■ Given information:
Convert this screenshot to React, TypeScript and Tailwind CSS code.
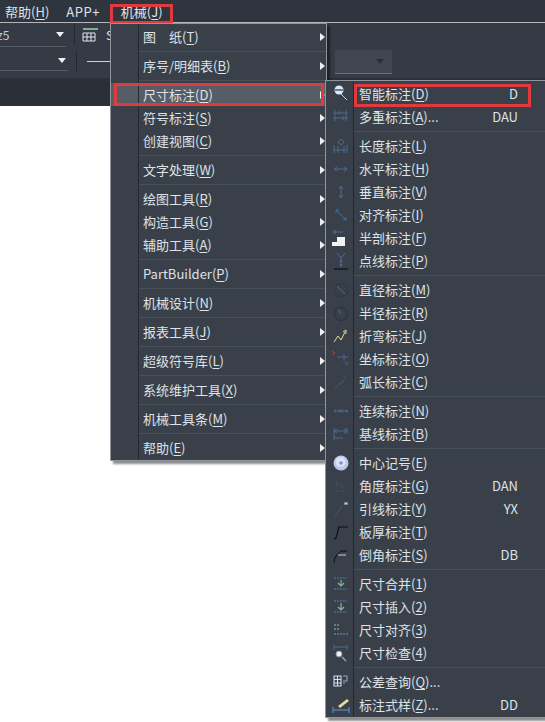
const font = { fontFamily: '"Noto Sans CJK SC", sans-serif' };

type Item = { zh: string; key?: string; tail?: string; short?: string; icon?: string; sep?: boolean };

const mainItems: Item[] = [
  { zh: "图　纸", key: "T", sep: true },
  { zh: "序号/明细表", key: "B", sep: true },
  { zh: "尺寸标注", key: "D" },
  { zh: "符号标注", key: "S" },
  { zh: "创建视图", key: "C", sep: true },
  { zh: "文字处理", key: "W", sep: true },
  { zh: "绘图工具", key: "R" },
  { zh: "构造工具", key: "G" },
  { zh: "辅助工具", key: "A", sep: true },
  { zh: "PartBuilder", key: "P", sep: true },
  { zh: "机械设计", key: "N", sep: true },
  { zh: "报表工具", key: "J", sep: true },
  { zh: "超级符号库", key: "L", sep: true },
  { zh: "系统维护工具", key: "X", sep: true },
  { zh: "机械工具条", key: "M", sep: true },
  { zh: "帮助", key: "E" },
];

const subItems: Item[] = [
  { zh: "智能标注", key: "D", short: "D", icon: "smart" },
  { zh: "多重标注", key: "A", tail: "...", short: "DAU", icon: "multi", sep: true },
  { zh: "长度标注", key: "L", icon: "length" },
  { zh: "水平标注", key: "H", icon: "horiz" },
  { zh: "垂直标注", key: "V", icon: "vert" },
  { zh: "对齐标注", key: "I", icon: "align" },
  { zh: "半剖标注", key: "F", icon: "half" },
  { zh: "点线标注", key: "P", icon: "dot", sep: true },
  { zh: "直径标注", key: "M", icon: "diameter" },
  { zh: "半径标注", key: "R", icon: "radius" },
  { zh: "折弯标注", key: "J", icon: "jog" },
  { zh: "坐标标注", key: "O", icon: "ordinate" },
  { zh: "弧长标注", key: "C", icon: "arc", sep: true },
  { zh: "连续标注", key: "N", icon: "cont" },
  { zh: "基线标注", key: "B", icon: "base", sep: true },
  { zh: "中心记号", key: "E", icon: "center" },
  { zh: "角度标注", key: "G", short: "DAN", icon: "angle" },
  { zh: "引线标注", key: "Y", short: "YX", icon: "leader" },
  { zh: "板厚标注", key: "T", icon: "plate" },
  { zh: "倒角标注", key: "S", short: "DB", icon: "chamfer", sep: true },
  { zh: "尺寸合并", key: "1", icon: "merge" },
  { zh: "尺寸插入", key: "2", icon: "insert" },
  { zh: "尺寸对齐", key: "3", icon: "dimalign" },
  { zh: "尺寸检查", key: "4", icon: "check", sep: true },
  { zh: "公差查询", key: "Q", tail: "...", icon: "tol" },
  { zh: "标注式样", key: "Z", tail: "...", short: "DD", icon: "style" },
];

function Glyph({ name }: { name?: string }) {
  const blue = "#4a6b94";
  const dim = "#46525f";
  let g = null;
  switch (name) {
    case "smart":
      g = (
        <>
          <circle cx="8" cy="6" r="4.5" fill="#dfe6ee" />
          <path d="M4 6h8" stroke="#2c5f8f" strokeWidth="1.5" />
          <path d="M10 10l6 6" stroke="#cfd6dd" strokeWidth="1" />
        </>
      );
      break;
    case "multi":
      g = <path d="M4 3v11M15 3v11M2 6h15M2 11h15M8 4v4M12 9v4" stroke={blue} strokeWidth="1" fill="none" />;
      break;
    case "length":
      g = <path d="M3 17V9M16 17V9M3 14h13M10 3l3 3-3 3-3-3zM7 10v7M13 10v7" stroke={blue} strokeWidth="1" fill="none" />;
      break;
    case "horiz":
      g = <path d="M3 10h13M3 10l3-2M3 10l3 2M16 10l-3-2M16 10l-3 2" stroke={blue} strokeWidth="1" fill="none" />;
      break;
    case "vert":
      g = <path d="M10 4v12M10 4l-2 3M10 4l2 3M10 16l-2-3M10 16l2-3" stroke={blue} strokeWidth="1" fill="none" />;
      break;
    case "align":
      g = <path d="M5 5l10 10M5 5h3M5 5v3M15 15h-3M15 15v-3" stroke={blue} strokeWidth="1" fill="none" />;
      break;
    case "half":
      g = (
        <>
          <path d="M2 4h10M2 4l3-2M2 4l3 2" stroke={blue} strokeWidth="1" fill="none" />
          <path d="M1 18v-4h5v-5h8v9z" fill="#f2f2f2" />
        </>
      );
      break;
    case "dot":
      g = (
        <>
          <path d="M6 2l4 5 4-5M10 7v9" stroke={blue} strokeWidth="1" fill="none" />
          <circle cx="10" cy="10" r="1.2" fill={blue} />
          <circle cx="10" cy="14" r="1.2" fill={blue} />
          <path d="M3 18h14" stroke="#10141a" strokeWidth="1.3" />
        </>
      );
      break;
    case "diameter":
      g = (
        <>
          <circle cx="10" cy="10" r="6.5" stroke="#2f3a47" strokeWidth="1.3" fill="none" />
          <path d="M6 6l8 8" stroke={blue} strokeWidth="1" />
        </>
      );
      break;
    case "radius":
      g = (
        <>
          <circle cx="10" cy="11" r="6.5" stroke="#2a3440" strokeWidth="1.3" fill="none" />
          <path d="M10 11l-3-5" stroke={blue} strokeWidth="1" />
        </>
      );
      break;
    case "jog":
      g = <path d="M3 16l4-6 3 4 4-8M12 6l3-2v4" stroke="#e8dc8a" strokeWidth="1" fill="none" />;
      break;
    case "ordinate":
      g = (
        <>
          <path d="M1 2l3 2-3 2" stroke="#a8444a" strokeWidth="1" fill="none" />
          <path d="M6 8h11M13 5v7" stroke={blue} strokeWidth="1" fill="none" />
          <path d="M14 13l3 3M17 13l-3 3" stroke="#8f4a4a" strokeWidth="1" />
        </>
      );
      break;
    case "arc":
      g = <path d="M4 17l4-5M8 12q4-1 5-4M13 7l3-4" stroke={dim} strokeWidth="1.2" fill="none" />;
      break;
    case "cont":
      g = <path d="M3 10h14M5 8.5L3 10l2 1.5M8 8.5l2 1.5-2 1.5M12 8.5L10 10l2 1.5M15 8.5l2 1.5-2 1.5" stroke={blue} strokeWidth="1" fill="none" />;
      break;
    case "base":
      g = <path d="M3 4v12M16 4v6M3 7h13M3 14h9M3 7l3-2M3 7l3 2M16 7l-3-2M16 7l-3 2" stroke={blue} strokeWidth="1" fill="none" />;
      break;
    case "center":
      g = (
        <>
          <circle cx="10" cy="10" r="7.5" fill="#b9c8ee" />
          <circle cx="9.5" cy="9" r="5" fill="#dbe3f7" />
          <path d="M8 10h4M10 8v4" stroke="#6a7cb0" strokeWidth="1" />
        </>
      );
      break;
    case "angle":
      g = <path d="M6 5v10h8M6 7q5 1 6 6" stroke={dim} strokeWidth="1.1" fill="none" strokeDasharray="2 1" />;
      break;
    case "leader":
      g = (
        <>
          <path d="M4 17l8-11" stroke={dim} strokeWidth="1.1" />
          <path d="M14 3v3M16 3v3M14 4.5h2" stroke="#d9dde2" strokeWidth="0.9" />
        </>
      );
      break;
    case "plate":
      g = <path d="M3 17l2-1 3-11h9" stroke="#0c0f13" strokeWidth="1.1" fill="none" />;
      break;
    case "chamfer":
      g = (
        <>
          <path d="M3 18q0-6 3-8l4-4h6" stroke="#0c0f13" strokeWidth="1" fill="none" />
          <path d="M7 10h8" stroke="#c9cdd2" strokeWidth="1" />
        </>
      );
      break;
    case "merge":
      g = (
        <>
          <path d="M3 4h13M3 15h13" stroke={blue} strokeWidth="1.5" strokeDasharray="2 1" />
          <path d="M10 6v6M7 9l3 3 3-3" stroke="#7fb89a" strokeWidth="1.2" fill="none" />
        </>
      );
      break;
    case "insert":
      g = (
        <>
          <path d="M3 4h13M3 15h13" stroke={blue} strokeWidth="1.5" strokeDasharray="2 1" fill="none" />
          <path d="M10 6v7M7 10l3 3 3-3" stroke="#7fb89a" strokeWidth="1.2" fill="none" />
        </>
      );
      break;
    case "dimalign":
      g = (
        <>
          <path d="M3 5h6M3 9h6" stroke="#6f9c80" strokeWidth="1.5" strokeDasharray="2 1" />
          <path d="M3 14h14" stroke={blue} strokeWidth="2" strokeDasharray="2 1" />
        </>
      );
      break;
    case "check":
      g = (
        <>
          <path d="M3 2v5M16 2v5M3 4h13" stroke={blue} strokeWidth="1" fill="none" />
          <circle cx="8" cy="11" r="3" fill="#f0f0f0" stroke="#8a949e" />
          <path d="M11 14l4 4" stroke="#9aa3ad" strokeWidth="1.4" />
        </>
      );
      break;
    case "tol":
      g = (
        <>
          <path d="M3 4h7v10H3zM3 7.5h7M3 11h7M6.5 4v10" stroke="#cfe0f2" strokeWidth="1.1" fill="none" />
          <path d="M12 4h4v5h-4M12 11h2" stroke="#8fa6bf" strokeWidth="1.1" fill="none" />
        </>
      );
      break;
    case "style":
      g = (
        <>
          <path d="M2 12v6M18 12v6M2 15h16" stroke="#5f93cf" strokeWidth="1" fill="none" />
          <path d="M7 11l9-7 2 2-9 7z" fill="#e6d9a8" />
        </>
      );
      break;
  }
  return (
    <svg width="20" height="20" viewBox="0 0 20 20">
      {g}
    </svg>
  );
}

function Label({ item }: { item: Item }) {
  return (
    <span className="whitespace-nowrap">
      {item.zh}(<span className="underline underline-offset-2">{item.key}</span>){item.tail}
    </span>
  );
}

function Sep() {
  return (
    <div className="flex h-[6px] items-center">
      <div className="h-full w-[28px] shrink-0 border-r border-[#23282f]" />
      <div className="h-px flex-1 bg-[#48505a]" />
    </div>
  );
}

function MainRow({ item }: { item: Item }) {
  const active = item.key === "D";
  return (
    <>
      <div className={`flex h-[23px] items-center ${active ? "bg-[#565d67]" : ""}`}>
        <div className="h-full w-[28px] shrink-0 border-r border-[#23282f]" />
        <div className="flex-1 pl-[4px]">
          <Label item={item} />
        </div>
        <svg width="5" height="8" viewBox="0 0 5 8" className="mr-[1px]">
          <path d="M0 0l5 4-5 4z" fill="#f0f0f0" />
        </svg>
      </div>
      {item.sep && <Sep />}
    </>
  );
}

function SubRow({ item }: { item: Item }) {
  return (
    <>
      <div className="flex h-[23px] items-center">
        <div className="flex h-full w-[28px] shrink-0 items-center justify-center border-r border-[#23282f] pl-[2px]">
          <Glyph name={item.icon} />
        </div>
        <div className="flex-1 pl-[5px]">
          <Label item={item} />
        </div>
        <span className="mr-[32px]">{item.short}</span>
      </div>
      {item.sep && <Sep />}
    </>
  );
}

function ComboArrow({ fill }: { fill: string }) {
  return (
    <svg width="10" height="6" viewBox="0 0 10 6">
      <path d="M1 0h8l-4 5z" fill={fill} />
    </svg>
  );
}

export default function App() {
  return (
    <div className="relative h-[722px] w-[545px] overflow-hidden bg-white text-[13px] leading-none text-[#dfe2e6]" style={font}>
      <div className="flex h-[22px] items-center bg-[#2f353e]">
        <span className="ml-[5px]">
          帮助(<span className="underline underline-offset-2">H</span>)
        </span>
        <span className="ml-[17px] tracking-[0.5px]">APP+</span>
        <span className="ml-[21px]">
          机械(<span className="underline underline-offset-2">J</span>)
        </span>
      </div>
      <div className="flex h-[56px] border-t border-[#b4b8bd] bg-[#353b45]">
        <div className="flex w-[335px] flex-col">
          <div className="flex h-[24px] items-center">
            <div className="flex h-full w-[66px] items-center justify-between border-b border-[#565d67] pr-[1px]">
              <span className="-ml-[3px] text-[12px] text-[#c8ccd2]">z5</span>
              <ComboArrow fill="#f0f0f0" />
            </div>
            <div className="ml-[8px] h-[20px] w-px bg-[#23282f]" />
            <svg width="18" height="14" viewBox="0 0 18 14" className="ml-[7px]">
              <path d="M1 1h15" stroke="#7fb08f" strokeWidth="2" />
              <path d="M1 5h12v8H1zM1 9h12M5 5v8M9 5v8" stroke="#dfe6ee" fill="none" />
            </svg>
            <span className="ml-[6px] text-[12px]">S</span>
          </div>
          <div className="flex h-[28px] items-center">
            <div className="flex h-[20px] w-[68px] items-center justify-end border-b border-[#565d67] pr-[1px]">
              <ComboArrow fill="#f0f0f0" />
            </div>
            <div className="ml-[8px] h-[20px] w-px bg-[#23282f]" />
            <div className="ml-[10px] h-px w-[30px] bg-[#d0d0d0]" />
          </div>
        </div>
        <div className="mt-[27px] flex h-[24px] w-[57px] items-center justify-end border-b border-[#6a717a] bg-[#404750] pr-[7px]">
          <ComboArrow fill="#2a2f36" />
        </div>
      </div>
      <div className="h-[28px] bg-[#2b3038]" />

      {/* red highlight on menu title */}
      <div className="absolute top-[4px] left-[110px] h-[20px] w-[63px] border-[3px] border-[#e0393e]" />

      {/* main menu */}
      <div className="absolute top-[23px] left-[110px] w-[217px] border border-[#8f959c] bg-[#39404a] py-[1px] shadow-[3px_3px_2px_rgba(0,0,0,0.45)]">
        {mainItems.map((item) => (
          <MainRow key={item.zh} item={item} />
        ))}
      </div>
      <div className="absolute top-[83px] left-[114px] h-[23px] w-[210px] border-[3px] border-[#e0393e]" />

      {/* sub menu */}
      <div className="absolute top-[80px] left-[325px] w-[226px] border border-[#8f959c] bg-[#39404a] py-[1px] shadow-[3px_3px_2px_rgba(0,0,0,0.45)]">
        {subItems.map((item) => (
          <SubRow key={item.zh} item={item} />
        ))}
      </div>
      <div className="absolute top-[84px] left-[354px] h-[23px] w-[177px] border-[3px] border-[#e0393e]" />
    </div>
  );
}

■ Set problem:
Every line from the top of the material above through the line with "string; key?: string;" should be duplicated exactly, please; leave out the pictures.

■ Answer to the exercise:
Convert this screenshot to React, TypeScript and Tailwind CSS code.
const font = { fontFamily: '"Noto Sans CJK SC", sans-serif' };

type Item = { zh: string; key?: string; tail?: string; short?: string; icon?: string; sep?: boolean };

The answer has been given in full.